**PROBLEM DESCRIPTION**
Without including any images, repeat the data exactly.

+===+

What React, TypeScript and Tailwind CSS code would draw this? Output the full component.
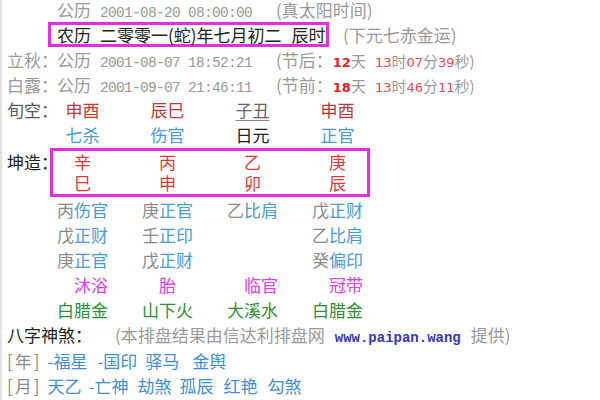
import React from "react";

const cjk = "font-['Noto_Sans_CJK_SC',sans-serif]";
const mono = "font-['Liberation_Mono',monospace] text-[14.5px] tracking-[-0.7px]";
const num = "font-['DejaVu_Sans',sans-serif] text-[13px]";

function Cells({ items, className = "" }: { items: React.ReactNode[]; className?: string }) {
  return (
    <div className={`grid grid-cols-[51px_51px_51px_51px] gap-x-[34px] text-center whitespace-nowrap ${className}`}>
      {items.map((x, i) => (
        <div key={i}>{x}</div>
      ))}
    </div>
  );
}

function HS({ s, g }: { s: string; g: string }) {
  return (
    <span>
      <span className="text-[#8a8a8a]">{s}</span>
      <span className="text-[#4a9ad8]">{g}</span>
    </span>
  );
}

function JieRow({ label, jie, date, d, h, m, s }: { label: string; jie: string; date: string; d: string; h: string; m: string; s: string }) {
  return (
    <div className="h-[25px] leading-[25px] whitespace-nowrap text-[#999]">
      <span className="inline-block w-[50px]">{label}</span>
      <span>公历</span>
      <span className={`${mono} ml-[9px]`}>{date}</span>
      <span className="ml-[24px]">({jie}：</span>
      <span className={`${num} font-bold text-[#e3202c]`}>{d}</span>
      <span className="text-[15px]">天</span>
      <span className={`${num} ml-[9px] text-[#e04a5a]`}>{h}</span>
      <span className="text-[15px]">时</span>
      <span className={`${num} text-[#e04a5a]`}>{m}</span>
      <span className="text-[15px]">分</span>
      <span className={`${num} text-[#e04a5a]`}>{s}</span>
      <span className="text-[15px]">秒)</span>
    </div>
  );
}

export default function App() {
  const row = "h-[25px] leading-[25px] flex items-center";
  return (
    <div className={`w-[600px] h-[400px] overflow-hidden bg-white border-l-2 border-[#e2e2e2] ${cjk} text-[17px]`}>
      <div className="pl-[5px]">
        <div className="h-[22px] leading-[20px] whitespace-nowrap text-[#999]">
          <span className="inline-block w-[50px]" />
          <span>公历</span>
          <span className={`${mono} ml-[9px]`}>2001-08-20 08:00:00</span>
          <span className="ml-[24px]">(真太阳时间)</span>
        </div>

        <div className="h-[25px] flex items-center whitespace-nowrap">
          <div className="ml-[41px] h-[25px] w-[281px] border-[3px] border-[#e030e0] pl-[6px] leading-[19px] text-[#222]">
            农历<span className="ml-[9px]">二零零一(蛇)年七月初二</span>
            <span className="ml-[10px]">辰时</span>
          </div>
          <span className="ml-[14px] leading-[25px] text-[#999]">(下元七赤金运)</span>
        </div>

        <JieRow label="立秋：" jie="节后" date="2001-08-07 18:52:21" d="12" h="13" m="07" s="39" />
        <JieRow label="白露：" jie="节前" date="2001-09-07 21:46:11" d="18" h="13" m="46" s="11" />

        <div className={row}>
          <span className="w-[50px] shrink-0 whitespace-nowrap text-[#5a5a5a]">旬空：</span>
          <Cells
            className="text-[#b83a3a]"
            items={[
              "申酉",
              "辰巳",
              <span className="text-[#666] underline underline-offset-[3px] decoration-[#888]">子丑</span>,
              "申酉",
            ]}
          />
        </div>

        <div className="h-[26px] leading-[26px] flex items-center">
          <span className="w-[50px] shrink-0" />
          <Cells
            className="text-[#4a9ad8]"
            items={["七杀", "伤官", <span className="text-[#222]">日元</span>, "正官"]}
          />
        </div>

        <div className="flex items-start h-[49px]">
          <div className="w-[43px] shrink-0 h-[21px] leading-[21px] mt-[3px] flex items-center whitespace-nowrap text-[#222]">坤造：</div>
          <div className="w-[320px] h-[49px] border-[3px] border-[#e030e0] pl-[4px] text-[#e03838]">
            <div className="h-[21px] leading-[21px] flex items-center">
              <Cells items={["辛", "丙", "乙", "庚"]} />
            </div>
            <div className="h-[22px] leading-[22px] flex items-center">
              <Cells items={["巳", "申", "卯", "辰"]} />
            </div>
          </div>
        </div>

        <div className={row}>
          <span className="w-[50px] shrink-0" />
          <Cells
            items={[
              <HS s="丙" g="伤官" />,
              <HS s="庚" g="正官" />,
              <HS s="乙" g="比肩" />,
              <HS s="戊" g="正财" />,
            ]}
          />
        </div>
        <div className={row}>
          <span className="w-[50px] shrink-0" />
          <Cells items={[<HS s="戊" g="正财" />, <HS s="壬" g="正印" />, "", <HS s="乙" g="比肩" />]} />
        </div>
        <div className={row}>
          <span className="w-[50px] shrink-0" />
          <Cells items={[<HS s="庚" g="正官" />, <HS s="戊" g="正财" />, "", <HS s="癸" g="偏印" />]} />
        </div>

        <div className={row}>
          <span className="w-[50px] shrink-0" />
          <Cells className="text-[#e040e0]" items={["\u3000沐浴", "胎", "\u3000临官", "\u3000冠带"]} />
        </div>
        <div className={row}>
          <span className="w-[50px] shrink-0" />
          <Cells className="text-[#2f8f36]" items={["白腊金", "山下火", "大溪水", "白腊金"]} />
        </div>

        <div className="h-[26px] leading-[26px] whitespace-nowrap">
          <span className="text-[#222]">八字神煞：</span>
          <span className="ml-[23px] text-[#999]">(本排盘结果由信达利排盘网</span>
          <span className="font-['Liberation_Mono',monospace] text-[14px] font-bold text-[#3535c0] ml-[10px]">www.paipan.wang</span>
          <span className="ml-[10px] text-[#999]">提供)</span>
        </div>

        <div className="h-[25px] leading-[25px] whitespace-nowrap text-[#3f8fd2]">
          <span className="text-[#8a8a8a] tracking-[2px]">[年]</span>
          <span className="ml-[6px]">-福星</span>
          <span className="ml-[10px]">-国印</span>
          <span className="ml-[8px]">驿马</span>
          <span className="ml-[13px]">金舆</span>
        </div>
        <div className="h-[25px] leading-[25px] whitespace-nowrap text-[#3f8fd2]">
          <span className="text-[#8a8a8a] tracking-[2px]">[月]</span>
          <span className="ml-[6px]">天乙</span>
          <span className="ml-[7px]">-亡神</span>
          <span className="ml-[9px]">劫煞</span>
          <span className="ml-[8px]">孤辰</span>
          <span className="ml-[10px]">红艳</span>
          <span className="ml-[10px]">勾煞</span>
        </div>
      </div>
    </div>
  );
}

+===+

**WRITTEN SOLUTION**
What React, TypeScript and Tailwind CSS code would draw this? Output the full component.
import React from "react";

const cjk = "font-['Noto_Sans_CJK_SC',sans-serif]";
const mono = "font-['Liberation_Mono',monospace] text-[14.5px] tracking-[-0.7px]";
const num = "font-['DejaVu_Sans',sans-serif] text-[13px]";

function Cells({ items, className = "" }: { items: React.ReactNode[]; className?: string }) {
  return (
    <div className={`grid grid-cols-[51px_51px_51px_51px] gap-x-[34px] text-center whitespace-nowrap ${className}`}>
      {items.map((x, i) => (
        <div key={i}>{x}</div>
      ))}
    </div>
  );
}

function HS({ s, g }: { s: string; g: string }) {
  return (
    <span>
      <span className="text-[#8a8a8a]">{s}</span>
      <span className="text-[#4a9ad8]">{g}</span>
    </span>
  );
}

function JieRow({ label, jie, date, d, h, m, s }: { label: string; jie: string; date: string; d: string; h: string; m: string; s: string }) {
  return (
    <div className="h-[25px] leading-[25px] whitespace-nowrap text-[#999]">
      <span className="inline-block w-[50px]">{label}</span>
      <span>公历</span>
      <span className={`${mono} ml-[9px]`}>{date}</span>
      <span className="ml-[24px]">({jie}：</span>
      <span className={`${num} font-bold text-[#e3202c]`}>{d}</span>
      <span className="text-[15px]">天</span>
      <span className={`${num} ml-[9px] text-[#e04a5a]`}>{h}</span>
      <span className="text-[15px]">时</span>
      <span className={`${num} text-[#e04a5a]`}>{m}</span>
      <span className="text-[15px]">分</span>
      <span className={`${num} text-[#e04a5a]`}>{s}</span>
      <span className="text-[15px]">秒)</span>
    </div>
  );
}

export default function App() {
  const row = "h-[25px] leading-[25px] flex items-center";
  return (
    <div className={`w-[600px] h-[400px] overflow-hidden bg-white border-l-2 border-[#e2e2e2] ${cjk} text-[17px]`}>
      <div className="pl-[5px]">
        <div className="h-[22px] leading-[20px] whitespace-nowrap text-[#999]">
          <span className="inline-block w-[50px]" />
          <span>公历</span>
          <span className={`${mono} ml-[9px]`}>2001-08-20 08:00:00</span>
          <span className="ml-[24px]">(真太阳时间)</span>
        </div>

        <div className="h-[25px] flex items-center whitespace-nowrap">
          <div className="ml-[41px] h-[25px] w-[281px] border-[3px] border-[#e030e0] pl-[6px] leading-[19px] text-[#222]">
            农历<span className="ml-[9px]">二零零一(蛇)年七月初二</span>
            <span className="ml-[10px]">辰时</span>
          </div>
          <span className="ml-[14px] leading-[25px] text-[#999]">(下元七赤金运)</span>
        </div>

        <JieRow label="立秋：" jie="节后" date="2001-08-07 18:52:21" d="12" h="13" m="07" s="39" />
        <JieRow label="白露：" jie="节前" date="2001-09-07 21:46:11" d="18" h="13" m="46" s="11" />

        <div className={row}>
          <span className="w-[50px] shrink-0 whitespace-nowrap text-[#5a5a5a]">旬空：</span>
          <Cells
            className="text-[#b83a3a]"
            items={[
              "申酉",
              "辰巳",
              <span className="text-[#666] underline underline-offset-[3px] decoration-[#888]">子丑</span>,
              "申酉",
            ]}
          />
        </div>

        <div className="h-[26px] leading-[26px] flex items-center">
          <span className="w-[50px] shrink-0" />
          <Cells
            className="text-[#4a9ad8]"
            items={["七杀", "伤官", <span className="text-[#222]">日元</span>, "正官"]}
          />
        </div>

        <div className="flex items-start h-[49px]">
          <div className="w-[43px] shrink-0 h-[21px] leading-[21px] mt-[3px] flex items-center whitespace-nowrap text-[#222]">坤造：</div>
          <div className="w-[320px] h-[49px] border-[3px] border-[#e030e0] pl-[4px] text-[#e03838]">
            <div className="h-[21px] leading-[21px] flex items-center">
              <Cells items={["辛", "丙", "乙", "庚"]} />
            </div>
            <div className="h-[22px] leading-[22px] flex items-center">
              <Cells items={["巳", "申", "卯", "辰"]} />
            </div>
          </div>
        </div>

        <div className={row}>
          <span className="w-[50px] shrink-0" />
          <Cells
            items={[
              <HS s="丙" g="伤官" />,
              <HS s="庚" g="正官" />,
              <HS s="乙" g="比肩" />,
              <HS s="戊" g="正财" />,
            ]}
          />
        </div>
        <div className={row}>
          <span className="w-[50px] shrink-0" />
          <Cells items={[<HS s="戊" g="正财" />, <HS s="壬" g="正印" />, "", <HS s="乙" g="比肩" />]} />
        </div>
        <div className={row}>
          <span className="w-[50px] shrink-0" />
          <Cells items={[<HS s="庚" g="正官" />, <HS s="戊" g="正财" />, "", <HS s="癸" g="偏印" />]} />
        </div>

        <div className={row}>
          <span className="w-[50px] shrink-0" />
          <Cells className="text-[#e040e0]" items={["\u3000沐浴", "胎", "\u3000临官", "\u3000冠带"]} />
        </div>
        <div className={row}>
          <span className="w-[50px] shrink-0" />
          <Cells className="text-[#2f8f36]" items={["白腊金", "山下火", "大溪水", "白腊金"]} />
        </div>

        <div className="h-[26px] leading-[26px] whitespace-nowrap">
          <span className="text-[#222]">八字神煞：</span>
          <span className="ml-[23px] text-[#999]">(本排盘结果由信达利排盘网</span>
          <span className="font-['Liberation_Mono',monospace] text-[14px] font-bold text-[#3535c0] ml-[10px]">www.paipan.wang</span>
          <span className="ml-[10px] text-[#999]">提供)</span>
        </div>

        <div className="h-[25px] leading-[25px] whitespace-nowrap text-[#3f8fd2]">
          <span className="text-[#8a8a8a] tracking-[2px]">[年]</span>
          <span className="ml-[6px]">-福星</span>
          <span className="ml-[10px]">-国印</span>
          <span className="ml-[8px]">驿马</span>
          <span className="ml-[13px]">金舆</span>
        </div>
        <div className="h-[25px] leading-[25px] whitespace-nowrap text-[#3f8fd2]">
          <span className="text-[#8a8a8a] tracking-[2px]">[月]</span>
          <span className="ml-[6px]">天乙</span>
          <span className="ml-[7px]">-亡神</span>
          <span className="ml-[9px]">劫煞</span>
          <span className="ml-[8px]">孤辰</span>
          <span className="ml-[10px]">红艳</span>
          <span className="ml-[10px]">勾煞</span>
        </div>
      </div>
    </div>
  );
}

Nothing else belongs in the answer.